At ASEEES, by contrast, there is more participation by more senior scholars. Until recently, all of the panels were pre-arranged, and individual papers still constitute a very small part of the program. So topics tend to be a bit more seasoned and vetted, but also usually seem a bit more conventional. There's also a smaller number of panel topics that strike me as interesting, since a big part of the conference is devoted to non-interdisciplinary literature and Chechnya-pipeline type security-policy stuff. The security-policy stuff can be interesting, but there's usually much more of it on offer than I'm willing to sit through, while the literature stuff unfortunately doesn't usually engage historians or people in other fields. ASEES is different , I think, from MESA in this respect. At MESA, a lot of the literary stuff looks at politics, history, and cross-cultural interaction, while the security-policy stuff is there but not quite so dominant.

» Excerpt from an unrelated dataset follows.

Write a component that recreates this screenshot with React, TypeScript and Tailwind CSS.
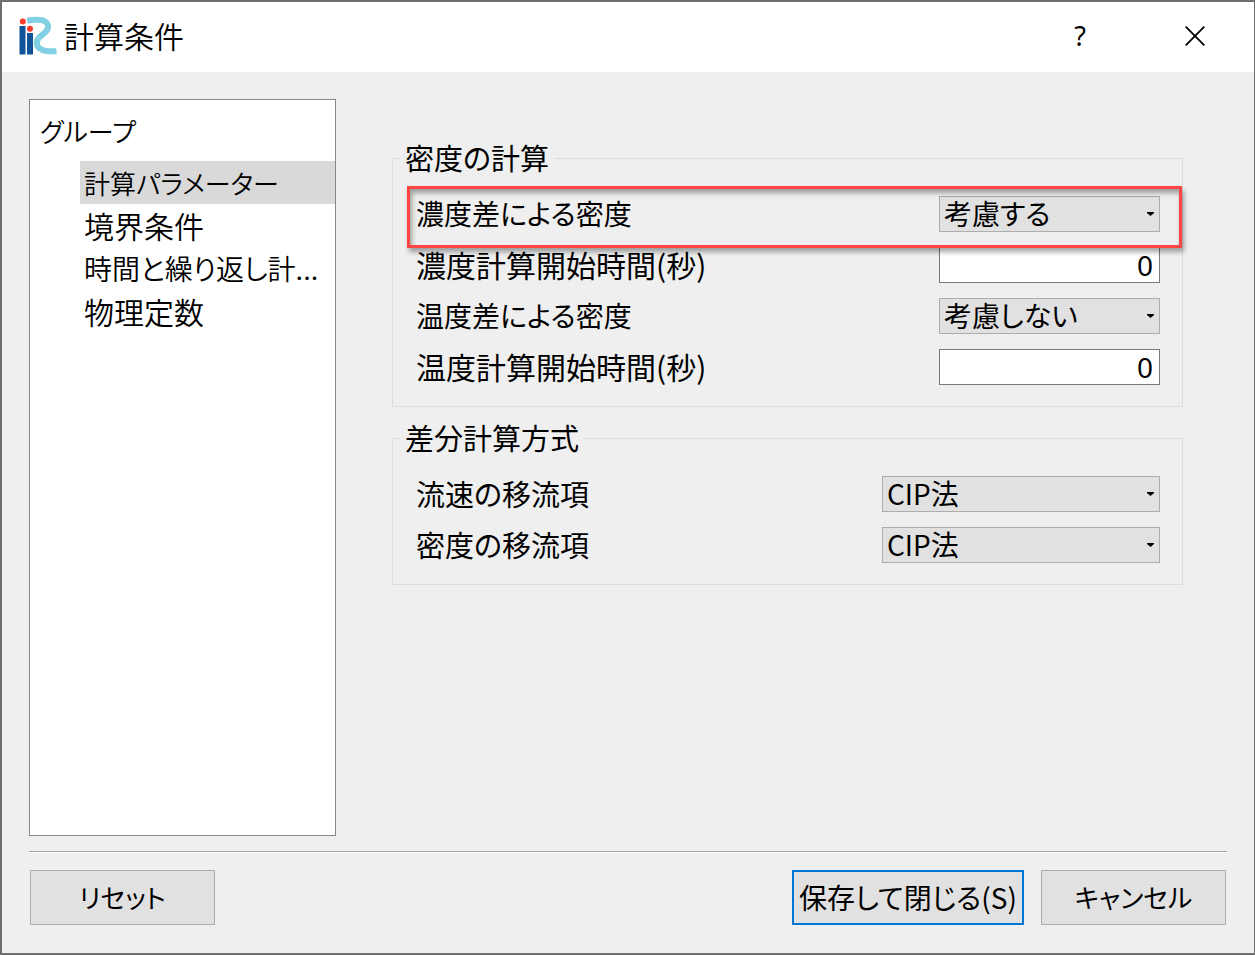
import React, { useState } from "react";

const uiFont = "font-['Noto_Sans_CJK_JP',sans-serif] [font-feature-settings:'palt']";

function Logo() {
  return (
    <svg viewBox="0 0 40 40" className="size-10 shrink-0" aria-hidden="true">
      <path
        d="M9 4.6C15 3.6 20 3.2 24 4.2C30 5.8 31.5 10.5 28.5 15C25.5 19 20 20 18.9 25.5C18 31 22.5 34.3 28.5 35C32 35.400 35 35.400 38.500 35.200"
        fill="none"
        stroke="#82d0e4"
        strokeWidth="6"
      />
      <path d="M1.500 10h6v28.500h-6zM9 17h6v21.500H9z" fill="#0f5499" />
      <circle cx="4.800" cy="5.600" r="3" fill="#fb3b2b" />
      <circle cx="12" cy="12.800" r="3" fill="#fb3b2b" />
    </svg>
  );
}

type SelectRowProps = { id: string; label: string; options: string[]; wide?: boolean };

function SelectRow({ id, label, options, wide }: SelectRowProps) {
  return (
    <>
      <label htmlFor={id} className={`whitespace-nowrap leading-[34px] ${wide ? "text-[29px]" : "text-[28px]"}`}>
        {label}
      </label>
      <div className={`relative ${wide ? "w-[278px]" : "w-[221px]"}`}>
        <select
          id={id}
          className="block h-9 w-full appearance-none border border-[#adadad] bg-[#e1e1e1] pb-[2px] pl-1 pr-6 leading-8 outline-none"
        >
          {options.map((o) => (
            <option key={o}>{o}</option>
          ))}
        </select>
        <svg viewBox="0 0 7 4" className="pointer-events-none absolute right-[6px] top-4 h-1 w-[7px]" aria-hidden="true">
          <path d="M0 0h7v1L3.500 4L0 1z" fill="#000" />
        </svg>
      </div>
    </>
  );
}

function NumberRow({ id, label }: { id: string; label: string }) {
  return (
    <div className="flex h-9 items-start justify-between">
      <label htmlFor={id} className="whitespace-nowrap text-[30px] leading-[34px]">
        {label}
      </label>
      <input
        id={id}
        type="text"
        inputMode="numeric"
        defaultValue="0"
        className="h-9 w-[221px] border border-[#7a7a7a] bg-white pr-[6px] text-right font-['Noto_Sans',sans-serif] text-[28px] outline-none"
      />
    </div>
  );
}

function Group({ title, children }: { title: string; children: React.ReactNode }) {
  return (
    <fieldset className="min-w-0 border border-[#dcdcdc] pb-[21px] pl-[7px] pr-[22px]">
      <legend className="h-[30px] px-[5px] text-[29px] leading-[28px]">{title}</legend>
      <div className="flex flex-col gap-[15px] pl-4 pt-[23px]">{children}</div>
    </fieldset>
  );
}

const pages = [
  { name: "計算パラメーター", size: "text-[26px]" },
  { name: "境界条件", size: "text-[30px]" },
  { name: "時間と繰り返し計...", size: "text-[28px]" },
  { name: "物理定数", size: "text-[30px]" },
];

export default function App() {
  const [page, setPage] = useState(0);
  return (
    <div
      className={`flex min-h-screen flex-col border-2 border-r border-[#6f6f6f] bg-[#efefef] text-[28px] text-black ${uiFont}`}
    >
      <header className="flex h-[70px] items-center bg-white pb-[2px] pl-4 pr-[47px]">
        <Logo />
        <h1 className="flex-1 pb-[2px] pl-[6px] text-[30px] font-[350] leading-9">計算条件</h1>
        <button
          type="button"
          aria-label="ヘルプ"
          className="w-6 text-center font-['Noto_Sans',sans-serif] text-[27px] leading-10"
        >
          ?
        </button>
        <button type="button" aria-label="閉じる" className="ml-[91px] flex size-6 items-center justify-center">
          <svg viewBox="0 0 20 20" className="size-5" aria-hidden="true">
            <path d="M0.700 0.700L19.300 19.300M19.300 0.700L0.700 19.300" stroke="#000" strokeWidth="1.800" />
          </svg>
        </button>
      </header>

      <main className="flex flex-1 pl-[27px] pr-[71px] pt-[27px]">
        <nav className="w-[307px] shrink-0 border border-[#828790] bg-white font-[350]">
          <h2 className="pl-[10px] text-[26px] leading-[61px]">グループ</h2>
          <ul className="pl-[50px]">
            {pages.map(({ name, size }, i) => (
              <li key={name}>
                <button
                  type="button"
                  onClick={() => setPage(i)}
                  className={`block w-full whitespace-nowrap pl-1 text-left leading-[43px] ${size} ${
                    page === i ? "bg-[#d9d9d9]" : ""
                  }`}
                >
                  {name}
                </button>
              </li>
            ))}
          </ul>
        </nav>

        <div className="ml-14 flex flex-1 flex-col gap-4 pt-11">
          <Group title="密度の計算">
            <div className="relative z-10 flex items-start justify-between">
              <SelectRow id="conc" label="濃度差による密度" options={["考慮する", "考慮しない"]} />
              <div className="pointer-events-none absolute -bottom-4 -left-[9px] -right-[22px] -top-[10px] border-3 border-[#ff4444] shadow-[2px_4px_5px_rgba(0,0,0,0.35),inset_2px_4px_5px_rgba(0,0,0,0.35)]" />
            </div>
            <NumberRow id="conc-start" label="濃度計算開始時間(秒)" />
            <div className="flex items-start justify-between">
              <SelectRow id="temp" label="温度差による密度" options={["考慮しない", "考慮する"]} />
            </div>
            <NumberRow id="temp-start" label="温度計算開始時間(秒)" />
          </Group>

          <Group title="差分計算方式">
            <div className="flex items-start justify-between">
              <SelectRow id="velocity" label="流速の移流項" options={["CIP法"]} wide />
            </div>
            <div className="flex items-start justify-between">
              <SelectRow id="density" label="密度の移流項" options={["CIP法"]} wide />
            </div>
          </Group>
        </div>
      </main>

      <footer className="px-[27px] pb-7 pt-[15px]">
        <div className="border-t border-[#a0a0a0]">
          <div className="flex items-center border-t border-white px-px pt-[17px] text-[26px]">
            <button type="button" className="h-[55px] w-[185px] border border-[#adadad] bg-[#e1e1e1] pb-[2px]">
              リセット
            </button>
            <button
              type="button"
              className="ml-auto h-[55px] w-[232px] whitespace-nowrap border-2 border-[#0078d7] bg-[#e1e1e1] pb-[2px] text-[28px]"
            >
              保存して閉じる(S)
            </button>
            <button type="button" className="ml-[17px] h-[55px] w-[185px] border border-[#adadad] bg-[#e1e1e1] pb-[2px]">
              キャンセル
            </button>
          </div>
        </div>
      </footer>
    </div>
  );
}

Personally, I tend to draw somewhat better audiences at ASEEES than at MESA. At MESA, people working on say, the Arab or Balkan periphery won't come to my panels. I tend to get pan-Turkist types, folks who are basically just interested in issues pertaining to Turkic communities in Russia.  At ASEEES, on the other hand, there always seems to be a fair bit of interest in the stuff that I do. Indeed, as I talked about in an article last year, issues pertaining to the imperial borderlands and Islam in Russia have become more popular, even fashionable, in Russian studies lately. That, I suppose, is why we get recognized in the society's new name ("put your hands together for Eurasia!").

Ultimately, I think most conferences are fun and useful largely to the extent to which one can see old friends and make new ones. In this respect, both conferences are usually pretty cool.

Even if I don't get my own helicopter.